The exercise
Copy the data exactly; pictures stay out of the copy.

── Collected data ──

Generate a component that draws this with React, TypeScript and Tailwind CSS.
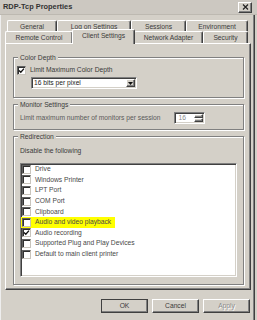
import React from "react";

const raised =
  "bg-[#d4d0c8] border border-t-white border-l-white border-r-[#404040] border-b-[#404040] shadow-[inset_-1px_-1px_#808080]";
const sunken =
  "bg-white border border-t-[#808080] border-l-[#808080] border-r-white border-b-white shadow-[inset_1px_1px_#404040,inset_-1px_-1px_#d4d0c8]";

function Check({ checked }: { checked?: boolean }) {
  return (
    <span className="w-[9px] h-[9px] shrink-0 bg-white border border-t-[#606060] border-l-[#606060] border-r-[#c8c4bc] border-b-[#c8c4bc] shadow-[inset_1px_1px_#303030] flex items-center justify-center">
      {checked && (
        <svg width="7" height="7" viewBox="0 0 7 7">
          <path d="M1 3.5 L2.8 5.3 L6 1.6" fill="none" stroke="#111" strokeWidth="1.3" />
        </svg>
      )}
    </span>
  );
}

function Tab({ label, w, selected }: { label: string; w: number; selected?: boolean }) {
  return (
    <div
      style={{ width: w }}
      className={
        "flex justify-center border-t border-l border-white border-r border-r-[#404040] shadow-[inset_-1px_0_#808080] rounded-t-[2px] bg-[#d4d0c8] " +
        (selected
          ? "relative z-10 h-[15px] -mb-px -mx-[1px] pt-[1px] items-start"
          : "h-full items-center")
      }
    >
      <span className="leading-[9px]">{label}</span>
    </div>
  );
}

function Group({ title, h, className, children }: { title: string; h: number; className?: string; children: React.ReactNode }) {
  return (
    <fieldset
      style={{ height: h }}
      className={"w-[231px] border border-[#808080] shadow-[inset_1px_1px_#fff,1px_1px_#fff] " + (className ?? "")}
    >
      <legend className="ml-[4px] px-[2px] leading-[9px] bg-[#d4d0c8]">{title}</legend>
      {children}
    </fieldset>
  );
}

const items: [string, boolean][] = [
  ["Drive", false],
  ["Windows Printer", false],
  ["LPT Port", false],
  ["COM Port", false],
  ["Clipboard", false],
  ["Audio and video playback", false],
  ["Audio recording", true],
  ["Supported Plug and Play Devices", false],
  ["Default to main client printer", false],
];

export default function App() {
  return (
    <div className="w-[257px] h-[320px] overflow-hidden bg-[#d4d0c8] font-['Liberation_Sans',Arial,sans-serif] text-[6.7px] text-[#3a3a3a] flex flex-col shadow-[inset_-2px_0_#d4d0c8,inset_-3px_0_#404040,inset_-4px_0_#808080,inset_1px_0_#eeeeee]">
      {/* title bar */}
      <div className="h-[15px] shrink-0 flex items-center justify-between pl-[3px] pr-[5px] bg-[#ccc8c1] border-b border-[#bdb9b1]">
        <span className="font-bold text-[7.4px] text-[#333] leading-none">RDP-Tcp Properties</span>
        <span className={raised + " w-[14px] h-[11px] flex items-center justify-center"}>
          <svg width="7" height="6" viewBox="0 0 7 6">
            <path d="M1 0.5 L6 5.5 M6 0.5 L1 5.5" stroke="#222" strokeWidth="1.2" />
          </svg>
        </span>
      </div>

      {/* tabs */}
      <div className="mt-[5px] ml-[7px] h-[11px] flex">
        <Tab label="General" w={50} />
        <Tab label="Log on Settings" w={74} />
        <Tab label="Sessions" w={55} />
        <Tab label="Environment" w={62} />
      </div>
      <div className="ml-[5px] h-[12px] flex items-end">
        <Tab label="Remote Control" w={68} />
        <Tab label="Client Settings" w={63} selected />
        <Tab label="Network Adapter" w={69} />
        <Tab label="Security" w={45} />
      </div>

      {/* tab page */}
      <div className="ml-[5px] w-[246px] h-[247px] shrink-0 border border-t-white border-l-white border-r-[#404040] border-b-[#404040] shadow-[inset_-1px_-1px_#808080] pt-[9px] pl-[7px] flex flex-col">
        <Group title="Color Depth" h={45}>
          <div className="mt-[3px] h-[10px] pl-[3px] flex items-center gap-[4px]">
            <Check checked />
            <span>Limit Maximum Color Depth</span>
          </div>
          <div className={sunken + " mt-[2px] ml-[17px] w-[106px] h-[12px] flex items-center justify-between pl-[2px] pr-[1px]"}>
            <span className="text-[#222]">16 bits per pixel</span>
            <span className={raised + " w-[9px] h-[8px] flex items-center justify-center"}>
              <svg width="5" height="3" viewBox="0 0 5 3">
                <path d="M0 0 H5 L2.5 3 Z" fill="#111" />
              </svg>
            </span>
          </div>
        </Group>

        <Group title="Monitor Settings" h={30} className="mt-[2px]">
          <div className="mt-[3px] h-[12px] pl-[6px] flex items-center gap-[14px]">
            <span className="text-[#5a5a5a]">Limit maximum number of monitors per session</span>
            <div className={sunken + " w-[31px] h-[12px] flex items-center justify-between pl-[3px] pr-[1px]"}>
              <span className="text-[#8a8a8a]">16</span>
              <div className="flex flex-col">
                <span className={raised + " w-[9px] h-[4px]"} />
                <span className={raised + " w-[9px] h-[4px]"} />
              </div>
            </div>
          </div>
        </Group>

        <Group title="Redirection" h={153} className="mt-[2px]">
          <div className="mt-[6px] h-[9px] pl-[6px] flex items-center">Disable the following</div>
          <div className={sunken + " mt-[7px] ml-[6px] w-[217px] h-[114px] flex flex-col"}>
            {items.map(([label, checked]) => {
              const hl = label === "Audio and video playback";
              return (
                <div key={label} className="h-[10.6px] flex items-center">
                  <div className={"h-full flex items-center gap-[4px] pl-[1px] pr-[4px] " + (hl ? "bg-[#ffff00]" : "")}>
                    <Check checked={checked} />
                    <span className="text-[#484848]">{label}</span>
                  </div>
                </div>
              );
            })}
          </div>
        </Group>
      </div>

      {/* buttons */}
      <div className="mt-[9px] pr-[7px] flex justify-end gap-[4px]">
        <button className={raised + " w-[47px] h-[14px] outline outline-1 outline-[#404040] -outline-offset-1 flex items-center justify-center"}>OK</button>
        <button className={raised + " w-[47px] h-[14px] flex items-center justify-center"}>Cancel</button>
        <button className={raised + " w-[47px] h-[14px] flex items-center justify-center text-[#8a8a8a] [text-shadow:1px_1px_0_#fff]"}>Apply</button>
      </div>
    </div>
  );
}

───

Task result
Generate a component that draws this with React, TypeScript and Tailwind CSS.
import React from "react";

const raised =
  "bg-[#d4d0c8] border border-t-white border-l-white border-r-[#404040] border-b-[#404040] shadow-[inset_-1px_-1px_#808080]";
const sunken =
  "bg-white border border-t-[#808080] border-l-[#808080] border-r-white border-b-white shadow-[inset_1px_1px_#404040,inset_-1px_-1px_#d4d0c8]";

function Check({ checked }: { checked?: boolean }) {
  return (
    <span className="w-[9px] h-[9px] shrink-0 bg-white border border-t-[#606060] border-l-[#606060] border-r-[#c8c4bc] border-b-[#c8c4bc] shadow-[inset_1px_1px_#303030] flex items-center justify-center">
      {checked && (
        <svg width="7" height="7" viewBox="0 0 7 7">
          <path d="M1 3.5 L2.8 5.3 L6 1.6" fill="none" stroke="#111" strokeWidth="1.3" />
        </svg>
      )}
    </span>
  );
}

function Tab({ label, w, selected }: { label: string; w: number; selected?: boolean }) {
  return (
    <div
      style={{ width: w }}
      className={
        "flex justify-center border-t border-l border-white border-r border-r-[#404040] shadow-[inset_-1px_0_#808080] rounded-t-[2px] bg-[#d4d0c8] " +
        (selected
          ? "relative z-10 h-[15px] -mb-px -mx-[1px] pt-[1px] items-start"
          : "h-full items-center")
      }
    >
      <span className="leading-[9px]">{label}</span>
    </div>
  );
}

function Group({ title, h, className, children }: { title: string; h: number; className?: string; children: React.ReactNode }) {
  return (
    <fieldset
      style={{ height: h }}
      className={"w-[231px] border border-[#808080] shadow-[inset_1px_1px_#fff,1px_1px_#fff] " + (className ?? "")}
    >
      <legend className="ml-[4px] px-[2px] leading-[9px] bg-[#d4d0c8]">{title}</legend>
      {children}
    </fieldset>
  );
}

const items: [string, boolean][] = [
  ["Drive", false],
  ["Windows Printer", false],
  ["LPT Port", false],
  ["COM Port", false],
  ["Clipboard", false],
  ["Audio and video playback", false],
  ["Audio recording", true],
  ["Supported Plug and Play Devices", false],
  ["Default to main client printer", false],
];

export default function App() {
  return (
    <div className="w-[257px] h-[320px] overflow-hidden bg-[#d4d0c8] font-['Liberation_Sans',Arial,sans-serif] text-[6.7px] text-[#3a3a3a] flex flex-col shadow-[inset_-2px_0_#d4d0c8,inset_-3px_0_#404040,inset_-4px_0_#808080,inset_1px_0_#eeeeee]">
      {/* title bar */}
      <div className="h-[15px] shrink-0 flex items-center justify-between pl-[3px] pr-[5px] bg-[#ccc8c1] border-b border-[#bdb9b1]">
        <span className="font-bold text-[7.4px] text-[#333] leading-none">RDP-Tcp Properties</span>
        <span className={raised + " w-[14px] h-[11px] flex items-center justify-center"}>
          <svg width="7" height="6" viewBox="0 0 7 6">
            <path d="M1 0.5 L6 5.5 M6 0.5 L1 5.5" stroke="#222" strokeWidth="1.2" />
          </svg>
        </span>
      </div>

      {/* tabs */}
      <div className="mt-[5px] ml-[7px] h-[11px] flex">
        <Tab label="General" w={50} />
        <Tab label="Log on Settings" w={74} />
        <Tab label="Sessions" w={55} />
        <Tab label="Environment" w={62} />
      </div>
      <div className="ml-[5px] h-[12px] flex items-end">
        <Tab label="Remote Control" w={68} />
        <Tab label="Client Settings" w={63} selected />
        <Tab label="Network Adapter" w={69} />
        <Tab label="Security" w={45} />
      </div>

      {/* tab page */}
      <div className="ml-[5px] w-[246px] h-[247px] shrink-0 border border-t-white border-l-white border-r-[#404040] border-b-[#404040] shadow-[inset_-1px_-1px_#808080] pt-[9px] pl-[7px] flex flex-col">
        <Group title="Color Depth" h={45}>
          <div className="mt-[3px] h-[10px] pl-[3px] flex items-center gap-[4px]">
            <Check checked />
            <span>Limit Maximum Color Depth</span>
          </div>
          <div className={sunken + " mt-[2px] ml-[17px] w-[106px] h-[12px] flex items-center justify-between pl-[2px] pr-[1px]"}>
            <span className="text-[#222]">16 bits per pixel</span>
            <span className={raised + " w-[9px] h-[8px] flex items-center justify-center"}>
              <svg width="5" height="3" viewBox="0 0 5 3">
                <path d="M0 0 H5 L2.5 3 Z" fill="#111" />
              </svg>
            </span>
          </div>
        </Group>

        <Group title="Monitor Settings" h={30} className="mt-[2px]">
          <div className="mt-[3px] h-[12px] pl-[6px] flex items-center gap-[14px]">
            <span className="text-[#5a5a5a]">Limit maximum number of monitors per session</span>
            <div className={sunken + " w-[31px] h-[12px] flex items-center justify-between pl-[3px] pr-[1px]"}>
              <span className="text-[#8a8a8a]">16</span>
              <div className="flex flex-col">
                <span className={raised + " w-[9px] h-[4px]"} />
                <span className={raised + " w-[9px] h-[4px]"} />
              </div>
            </div>
          </div>
        </Group>

        <Group title="Redirection" h={153} className="mt-[2px]">
          <div className="mt-[6px] h-[9px] pl-[6px] flex items-center">Disable the following</div>
          <div className={sunken + " mt-[7px] ml-[6px] w-[217px] h-[114px] flex flex-col"}>
            {items.map(([label, checked]) => {
              const hl = label === "Audio and video playback";
              return (
                <div key={label} className="h-[10.6px] flex items-center">
                  <div className={"h-full flex items-center gap-[4px] pl-[1px] pr-[4px] " + (hl ? "bg-[#ffff00]" : "")}>
                    <Check checked={checked} />
                    <span className="text-[#484848]">{label}</span>
                  </div>
                </div>
              );
            })}
          </div>
        </Group>
      </div>

      {/* buttons */}
      <div className="mt-[9px] pr-[7px] flex justify-end gap-[4px]">
        <button className={raised + " w-[47px] h-[14px] outline outline-1 outline-[#404040] -outline-offset-1 flex items-center justify-center"}>OK</button>
        <button className={raised + " w-[47px] h-[14px] flex items-center justify-center"}>Cancel</button>
        <button className={raised + " w-[47px] h-[14px] flex items-center justify-center text-[#8a8a8a] [text-shadow:1px_1px_0_#fff]"}>Apply</button>
      </div>
    </div>
  );
}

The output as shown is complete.